### Given instruction
Up to and including the line with "import clsx from", write out the listing from its first line, minus the pictures.

### Given information
******

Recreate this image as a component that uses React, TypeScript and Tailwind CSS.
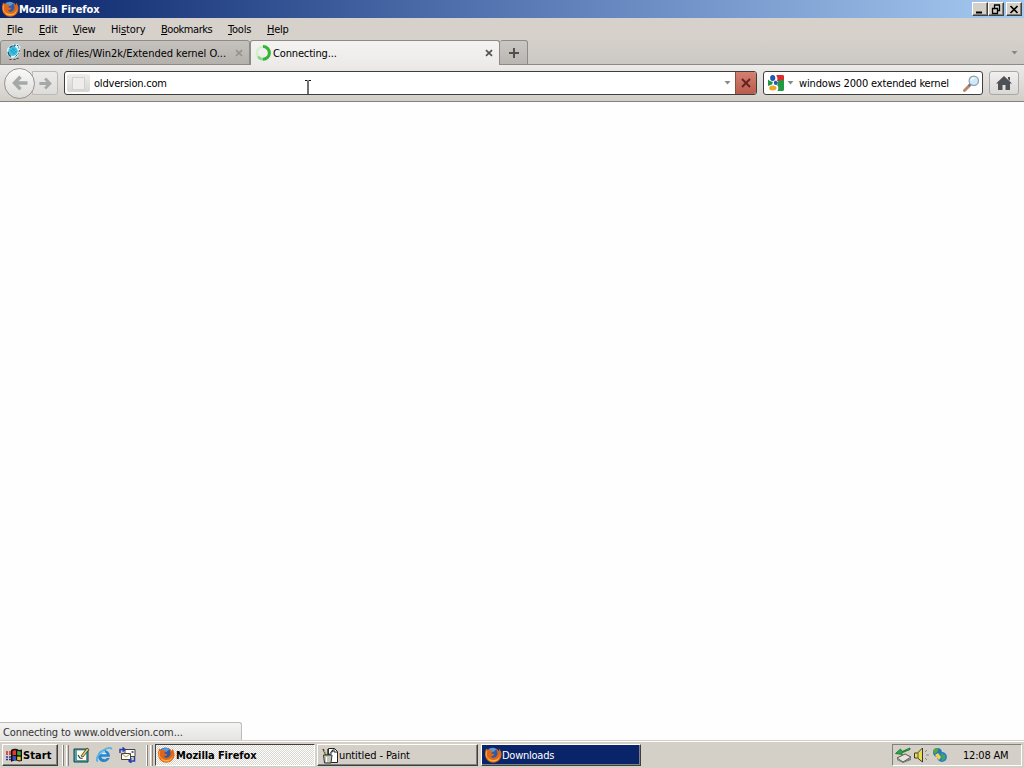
import type { ReactNode } from "react";
import clsx from "clsx";

function FirefoxIcon() {
    return (
        <svg width="17" height="16" viewBox="0 0 17 16" className="shrink-0">
            <circle cx="7.500" cy="7" r="6.600" fill="#2a5caa" />
            <path d="M3.500 3C5 .8 9 .3 11.500 2.500 10 3 9.500 4.500 8 5L5 5.500z" fill="#5c9bd6" />
            <path
                d="M1.200 1.500C0 3.800-.1 6 .2 8.500c.6 4.300 4 7.200 8 7.200 4.900 0 8.300-3.600 8.300-8.200 0-2.500-1-4.500-2.700-6.100.4 1.300.4 2 .1 2.800-.8-1.500-2-2.300-3.200-2.700 2.300 3 2.500 6.500.3 8.300-2 1.600-4.700.8-5.300-.9.900.4 2 .4 3-.7.7-.7.600-1.200 0-1.400-1 0-1.800 0-2.300-.8.200-1 1.200-1.300 1.500-2-.8-.8-1.900-.9-2.900-.5C3.500 3 2.200 2.600 1.200 1.500z"
                fill="#df6518"
            />
            <path d="M14.800 5c.9 4.700-2.100 8-6.300 8-2.700 0-4.700-1-6-3.200.3 3.300 3 4.800 6 4.800 4.900 0 7.300-4.600 6.300-9.600z" fill="#f8b13c" />
            <path d="M1.800 4C1 6.500 1.100 9 2.300 11" fill="none" stroke="#f7a541" strokeWidth="1.100" />
        </svg>
    );
}

function GlobeIcon() {
    return (
        <svg width="16" height="17" viewBox="0 0 16 17" className="shrink-0">
            <path d="M4 1.500L7.500 0H12l2.500 3-1 6-3 4L6 14l-4.500-3L1 5z" fill="#dff5fa" />
            <circle cx="7" cy="7.300" r="4.700" fill="#3cc5e5" />
            <path d="M4.500 7.500l4-3.500M5 9.500l5-5M7 10.500l4-4M4 5.500l5 5M6 4l4.500 4.500" stroke="#1689b2" strokeWidth=".6" />
            <path d="M3.500 3.500L6 2h3M2 8l1 3 2 1.500" fill="none" stroke="#14506e" strokeWidth="1.200" />
            <path d="M8 1l4 .5 1 3M13.500 6l-1 3.500-3 3" fill="none" stroke="#205878" strokeDasharray="2 1" />
            <path d="M3.500 15.500h2m2 0h2m1-1h2" stroke="#444" />
        </svg>
    );
}

function Throbber() {
    return (
        <svg width="16" height="16" viewBox="0 0 16 16" className="shrink-0">
            <circle cx="8" cy="8" r="6.200" fill="none" stroke="#d3efd0" strokeWidth="2.500" />
            <path d="M8 1.500a6.400 6.400 0 0 1 0 12.800" fill="none" stroke="#35b334" strokeWidth="3" />
            <path d="M8 14.200a6.200 6.200 0 0 1-5-2.700" fill="none" stroke="#8bd786" strokeWidth="2.500" />
        </svg>
    );
}

function CloseX({ color }: { color: string }) {
    return (
        <svg width="8" height="8" viewBox="0 0 8 8" className="shrink-0">
            <path d="M1 1.200l6 5.600M7 1.200L1 6.800" stroke={color} strokeWidth="1.700" />
        </svg>
    );
}

function ChevronTri({ color = "#888" }: { color?: string }) {
    return (
        <svg width="7" height="4" viewBox="0 0 7 4" className="shrink-0">
            <path d="M.5 0h6L3.500 3.500z" fill={color} />
        </svg>
    );
}

function GoogleIcon() {
    return (
        <svg width="16" height="16" viewBox="0 0 16 16" className="shrink-0">
            <path d="M8.500 0H15l1 1v5H9C9.800 4 9.500 2 8.500 1z" fill="#dc2b2b" />
            <path d="M10 5.500L16 5v10l-1 1H9.500c1.300-2.500 1-4.200-.2-5.500z" fill="#229a43" />
            <path d="M0 4.500l2 1.500 3 1-1 2.500L0 11z" fill="#229a43" />
            <ellipse cx="4.700" cy="3" rx="2.600" ry="2.900" fill="#2458b5" />
            <path d="M6 6.500l2-1 2 2-1.500 2.700-2.500-1z" fill="#2458b5" />
            <ellipse cx="4.800" cy="13" rx="3.700" ry="2.500" fill="#f0a52c" />
        </svg>
    );
}

function SearchIcon() {
    return (
        <svg width="17" height="17" viewBox="0 0 17 17" className="shrink-0">
            <path d="M7 10l-5.500 5.500" stroke="#b98670" strokeWidth="3" strokeLinecap="round" />
            <path d="M7.500 9l-2 2" stroke="#777" strokeWidth="2" />
            <circle cx="10.800" cy="5.800" r="4.700" fill="#cbeafb" stroke="#8c9daa" strokeWidth="1.200" />
            <path d="M8 5.500C8.500 3.500 10 3 11.500 3" fill="none" stroke="#fff" strokeWidth="1.300" />
        </svg>
    );
}

function Arrow({ flip, size }: { flip?: boolean; size: number }) {
    return (
        <svg width={size} height={size} viewBox="0 0 16 16" className={clsx("shrink-0", flip && "-scale-x-100")}>
            <path d="M8.500 1.800L2.500 8l6 6.200M3 8h12.500" fill="none" stroke="#a4a9a8" strokeWidth="3.400" />
        </svg>
    );
}

function WindowsFlag() {
    return (
        <svg width="17" height="15" viewBox="0 0 17 15" className="shrink-0">
            <path d="M5 2c3-2 6-1 8 0l3-.5v11.500l-3 .5c-3-1.500-5-1-8 .5z" fill="#111" />
            <path d="M6.500 3c1.500-.8 2.500-.8 3.500-.5V7c-1.500-.3-2.500 0-3.500.4z" fill="#e33b27" />
            <path d="M11.200 3l3.500.5v4l-3.500-.4z" fill="#3fa83b" />
            <path d="M6.500 8.500c1-.5 2.500-.6 3.500-.3v4c-1.500-.3-2.500 0-3.500.4z" fill="#3151c5" />
            <path d="M11.200 8.400l3.500.4v3.700l-3.500-.4z" fill="#e8c72c" />
            <path d="M0 4h2m1 0h2M0 6h2m1 0h2" stroke="#c92b32" strokeWidth="1.300" />
            <path d="M0 9h2m1 0h2M0 11.500h2m1 0h2" stroke="#2b3790" strokeWidth="1.300" />
        </svg>
    );
}

function ShowDesktopIcon() {
    return (
        <svg width="17" height="16" viewBox="0 0 17 16">
            <path d="M1 2h14v13H1z" fill="#52a5ab" stroke="#173b45" />
            <path d="M4 3.500h9v9.500H4z" fill="#fffde9" />
            <path d="M5 8l2 3 2.500.5" fill="none" stroke="#303333" strokeWidth="1.200" />
            <path d="M8 9l6-8 2 1.500-6 7.500z" fill="#e2cd5c" stroke="#333" strokeWidth=".8" />
        </svg>
    );
}

function ExplorerIcon() {
    return (
        <svg width="17" height="16" viewBox="0 0 17 16">
            <path d="M14 9.800H5.200c.3 3 4.600 3 5.500 1.200h3C11 17 2.500 16 2 9.200 2 1.200 14 .5 14 9.800z" fill="#2586cd" />
            <path d="M5.300 7.300c.5-2.600 4.700-2.600 5.300 0z" fill="#d7edf6" />
            <path d="M2 14.500C-1 13 2 7 7 3.500 11 .8 15.500-.2 15.500 2.500" fill="none" stroke="#55b2e2" strokeWidth="1.800" />
            <path d="M4 7.500c.7-2.300 3-3.300 5-3" fill="none" stroke="#8ed3f2" />
        </svg>
    );
}

function OutlookIcon() {
    return (
        <svg width="17" height="16" viewBox="0 0 17 16">
            <path d="M6 2.500h10v7H6z" fill="#fffdf0" stroke="#444" />
            <path d="M12.500 4h2v2h-2z" fill="#4b62c2" />
            <path d="M2.500 6.500h9v6h-9z" fill="#fffdf0" stroke="#444" />
            <path d="M3 7l4 3 4-3" fill="none" stroke="#a99b63" />
            <path d="M1 6V2.500h4M3.500.5L6 2.500l-2.500 2M15.500 10v4h-5M12.500 11.500L10 14l2.500 2" fill="none" stroke="#293bb0" strokeWidth="1.500" />
        </svg>
    );
}

function PaintIcon() {
    return (
        <svg width="16" height="17" viewBox="0 0 16 17" className="shrink-0">
            <path d="M6.500 1.500h6l3 3v11h-9z" fill="#fff" stroke="#222" />
            <path d="M12 1.500V5h3.500" fill="none" stroke="#222" />
            <path d="M1.500 8h8.500l-1 8H2.500z" fill="#c4c7b6" stroke="#333" />
            <path d="M4.500 10v5" stroke="#fff" />
            <path d="M4 8L1 2M6 8V2M7.500 8L11 3" stroke="#333" strokeWidth="1.500" />
            <path d="M4 7L2 3.500" stroke="#e5bd2e" />
            <path d="M8 7l2-2" stroke="#429ab0" />
        </svg>
    );
}

function TrayIcons() {
    return (
        <svg width="54" height="18" viewBox="0 0 54 18" className="shrink-0">
            <path d="M3 12l8-4 6 3-8 5z" fill="#e5e5da" stroke="#555" />
            <path d="M3 13l6 3 8-4v2l-8 3-6-3z" fill="#777" />
            <path d="M16 2L8 5.500 6.500 3 1.500 7.500l7 1-1-1.500L16 3.500z" fill="#28aa45" stroke="#126b26" strokeWidth=".8" />
            <path d="M20.500 7h3l5-5v14l-5-4h-3z" fill="#e8dc53" stroke="#3d3d25" />
            <path d="M24 7v5" stroke="#555" />
            <path d="M31 6l2-2m-1 5h3m-4 3l2 2" stroke="#888" />
            <circle cx="43.500" cy="6.500" r="4.500" fill="#2477b7" />
            <path d="M40 3c3-2 5-1 4 2l-3 3-2-2z" fill="#53a743" />
            <circle cx="48" cy="11" r="4.900" fill="#297ec4" />
            <path d="M41 9l3-2 3 4-2 3z" fill="#f4d347" />
            <path d="M47 7l4 2v4l-3 2z" fill="#43a45e" />
        </svg>
    );
}

function CaptionButton({ children }: { children: ReactNode }) {
    return (
        <div className="flex h-[14px] w-4 items-center justify-center border border-t-white border-l-white border-r-[#404040] border-b-[#404040] bg-[#d4d0c8] shadow-[inset_-1px_-1px_0_#808080]">
            <svg width="12" height="11" viewBox="0 0 12 11">
                {children}
            </svg>
        </div>
    );
}

const menus = [
    { pre: "", key: "F", rest: "ile", width: "w-8", spacing: "tracking-[-0.1px]" },
    { pre: "", key: "E", rest: "dit", width: "w-[34px]", spacing: "tracking-[-0.2px]" },
    { pre: "", key: "V", rest: "iew", width: "w-[38px]", spacing: "tracking-[-0.3px]" },
    { pre: "Hi", key: "s", rest: "tory", width: "w-[50px]", spacing: "tracking-[-0.1px]" },
    { pre: "", key: "B", rest: "ookmarks", width: "w-[67px]", spacing: "tracking-[-0.45px]" },
    { pre: "", key: "T", rest: "ools", width: "w-[39px]", spacing: "tracking-[-0.2px]" },
    { pre: "", key: "H", rest: "elp", width: "w-10", spacing: "tracking-[-0.3px]" },
];

function TitleBar() {
    return (
        <div className="flex h-[18px] items-center bg-linear-to-r from-[#0a246a] via-[#5878b4] to-[#a6caf0] pr-[2px] pl-[2px] text-white">
            <FirefoxIcon />
            <span className="font-bold tracking-[-0.1px]">Mozilla Firefox</span>
            <div className="ml-auto flex">
                <CaptionButton>
                    <path d="M2 8.500h6" stroke="#000" strokeWidth="2" />
                </CaptionButton>
                <CaptionButton>
                    <path d="M4 1h6M4.500 1v3M9.500 1v5.500H8M2 4.500h6M2.500 4v5.500h5V4" fill="none" stroke="#000" strokeWidth="1.300" />
                </CaptionButton>
                <div className="w-[2px]" />
                <CaptionButton>
                    <path d="M2.500 2l7 7M9.500 2l-7 7" stroke="#000" strokeWidth="1.700" />
                </CaptionButton>
            </div>
        </div>
    );
}

function MenuBar() {
    return (
        <div className="flex h-[22px] items-center bg-[#d6d1ca] pl-[7px]">
            {menus.map((m) => (
                <span key={m.key + m.rest} className={clsx("shrink-0", m.width, m.spacing)}>
                    {m.pre}
                    <span className="underline underline-offset-1">{m.key}</span>
                    {m.rest}
                </span>
            ))}
        </div>
    );
}

function TabStrip() {
    return (
        <div className="flex h-[25px] bg-linear-to-b from-[#d5d0c9] to-[#cbc8c4] shadow-[inset_0_-1px_0_#8d8b88]">
            <div className="flex w-[250px] items-center rounded-t-[3px] border border-[#8d8b88] bg-linear-to-b from-[#c6c3be] to-[#b4b1ad] pl-[5px]">
                <GlobeIcon />
                <span className="ml-[1px] w-[212px] tracking-[-0.03px]">Index of /files/Win2k/Extended kernel O...</span>
                <CloseX color="#96938f" />
            </div>
            <div className="flex w-[250px] items-center rounded-t-[3px] border border-b-0 border-[#8d8b88] bg-linear-to-b from-[#f4f3f2] to-[#ecebe9] pl-1">
                <Throbber />
                <span className="ml-[2px] w-[212px] tracking-[-0.15px]">Connecting...</span>
                <CloseX color="#55534f" />
            </div>
            <div className="flex w-7 items-center justify-center rounded-t-[3px] border border-l-0 border-[#8d8b88] bg-linear-to-b from-[#cbc8c3] to-[#b9b6b2]">
                <svg width="12" height="12" viewBox="0 0 12 12">
                    <path d="M6 1v10M1 6h10" stroke="#51504d" strokeWidth="2" />
                </svg>
            </div>
            <div className="ml-auto flex items-center pr-[6px]">
                <ChevronTri />
            </div>
        </div>
    );
}

function NavBar() {
    return (
        <div className="flex h-[37px] items-center border-b border-[#858380] bg-linear-to-b from-[#edebe9] to-[#d1ceca] pr-[5px] pl-1">
            <div className="z-10 flex size-[31px] shrink-0 items-center justify-center rounded-full border border-[#96938f] bg-linear-to-b from-[#fafafa] to-[#dddbd8]">
                <Arrow size={16} />
            </div>
            <div className="-ml-[3px] flex h-[24px] w-[26px] shrink-0 items-center justify-center rounded-r-[3px] border border-[#bcb9b5] bg-linear-to-b from-[#ecebea] to-[#dedcda]">
                <Arrow size={13} flip />
            </div>
            <div className="relative ml-[6px] flex h-6 w-[693px] items-center overflow-hidden rounded-[3px] border border-[#3f3e3c] bg-white">
                <div className="ml-[2px] flex h-[18px] w-[23px] items-center justify-center rounded-[2px] bg-linear-to-b from-[#eeedeb] to-[#d8d6d3]">
                    <div className="size-[13px] border border-[#d3d1ce] bg-[#eeedeb]" />
                </div>
                <span className="ml-1 tracking-[-0.2px]">oldversion.com</span>
                <svg width="8" height="16" viewBox="0 0 8 16" className="absolute top-[8px] left-[239px]">
                    <path d="M1 .5h2.500m1 0H7M4 1v14M1 15.500h2.500m1 0H7" stroke="#111" strokeWidth="1.200" />
                </svg>
                <div className="ml-auto flex h-full items-center">
                    <ChevronTri />
                    <div className="ml-1 flex h-full w-[21px] items-center justify-center border-l border-[#8c4c42] bg-linear-to-b from-[#d57f70] to-[#b95c4e]">
                        <svg width="12" height="12" viewBox="0 0 12 12">
                            <path d="M2 2l8 8M10 2l-8 8" stroke="#63251c" strokeWidth="2" />
                        </svg>
                    </div>
                </div>
            </div>
            <div className="ml-[6px] flex h-6 w-[220px] items-center rounded-[3px] border border-[#3f3e3c] bg-white pr-[2px] pl-1">
                <GoogleIcon />
                <div className="ml-[3px]">
                    <ChevronTri />
                </div>
                <span className="ml-[5px] tracking-[-0.16px]">windows 2000 extended kernel</span>
                <div className="ml-auto">
                    <SearchIcon />
                </div>
            </div>
            <div className="ml-auto flex h-6 w-[30px] items-center justify-center rounded-[3px] border border-[#aaa7a3] bg-linear-to-b from-[#f1f0ef] to-[#dad8d5]">
                <svg width="16" height="14" viewBox="0 0 16 14">
                    <path d="M8 0l8 7.500h-2V14H9.500V9h-3v5H2V7.500H0z" fill="#4d5054" />
                    <path d="M12 1h2v4l-2-2z" fill="#4d5054" />
                </svg>
            </div>
        </div>
    );
}

function TaskSeparator() {
    return (
        <div className="flex h-[21px] shrink-0 gap-[2px]">
            <div className="w-[2px] border-r border-l border-r-[#858178] border-l-white" />
            <div className="w-[3px] border-r border-l border-r-[#858178] border-l-white bg-[#d4d0c8]" />
        </div>
    );
}

function TaskBar() {
    const raised = "border border-t-white border-l-white border-r-[#404040] border-b-[#404040] shadow-[inset_-1px_-1px_0_#808080]";
    return (
        <div className="flex h-7 items-center border-t border-[#d4d0c8] bg-[#d4d0c8] pt-[1px] pl-[2px] shadow-[inset_0_1px_0_#fff]">
            <div className={clsx("flex h-[22px] w-14 items-center bg-[#d4d0c8] pl-[3px]", raised)}>
                <WindowsFlag />
                <span className="font-bold tracking-[0.1px]">Start</span>
            </div>
            <div className="ml-1">
                <TaskSeparator />
            </div>
            <div className="ml-[3px] flex w-[74px] gap-[6px] pl-[1px]">
                <ShowDesktopIcon />
                <ExplorerIcon />
                <OutlookIcon />
            </div>
            <TaskSeparator />
            <div className="ml-[2px] flex h-[22px] w-[160px] items-center border border-t-[#404040] border-l-[#404040] border-r-white border-b-white bg-[repeating-conic-gradient(#fff_0_25%,#d9d6d0_0_50%)] bg-size-[2px_2px] pl-[2px]">
                <FirefoxIcon />
                <span className="ml-px font-bold tracking-[-0.1px]">Mozilla Firefox</span>
            </div>
            <div className={clsx("ml-[2px] flex h-[22px] w-[161px] items-center bg-[#d4d0c8] pl-[4px]", raised)}>
                <PaintIcon />
                <span className="ml-px tracking-[-0.1px]">untitled - Paint</span>
            </div>
            <div className={clsx("ml-[3px] flex h-[22px] w-[160px] items-center bg-[#0a246a] pl-[3px] text-white", raised)}>
                <FirefoxIcon />
                <span className="tracking-[-0.25px]">Downloads</span>
            </div>
            <div className="mr-[2px] ml-auto flex h-[22px] w-[130px] items-center border border-t-[#808080] border-l-[#808080] border-r-white border-b-white pl-[1px]">
                <TrayIcons />
                <span className="ml-[15px] tracking-[-0.2px]">12:08 AM</span>
            </div>
        </div>
    );
}

export default function App() {
    return (
        <div className="flex h-[768px] w-[1024px] flex-col overflow-hidden bg-white font-['DejaVu_Sans_Condensed','DejaVu_Sans',sans-serif] text-[11px] leading-[14px] font-stretch-condensed whitespace-nowrap text-black select-none [&_span]:pt-[2px]">
            <TitleBar />
            <MenuBar />
            <TabStrip />
            <NavBar />
            <div className="flex flex-1 items-end bg-[#fefefe]">
                <div className="flex h-[18px] w-[242px] items-center rounded-tr-[3px] border-t border-r border-[#bdbbb8] bg-linear-to-b from-[#f4f4f3] to-[#e5e4e2] pl-[3px] text-[#333]">
                    <span className="tracking-[-0.12px]">Connecting to www.oldversion.com...</span>
                </div>
            </div>
            <TaskBar />
        </div>
    );
}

******

### Answer below
Recreate this image as a component that uses React, TypeScript and Tailwind CSS.
import type { ReactNode } from "react";
import clsx from "clsx";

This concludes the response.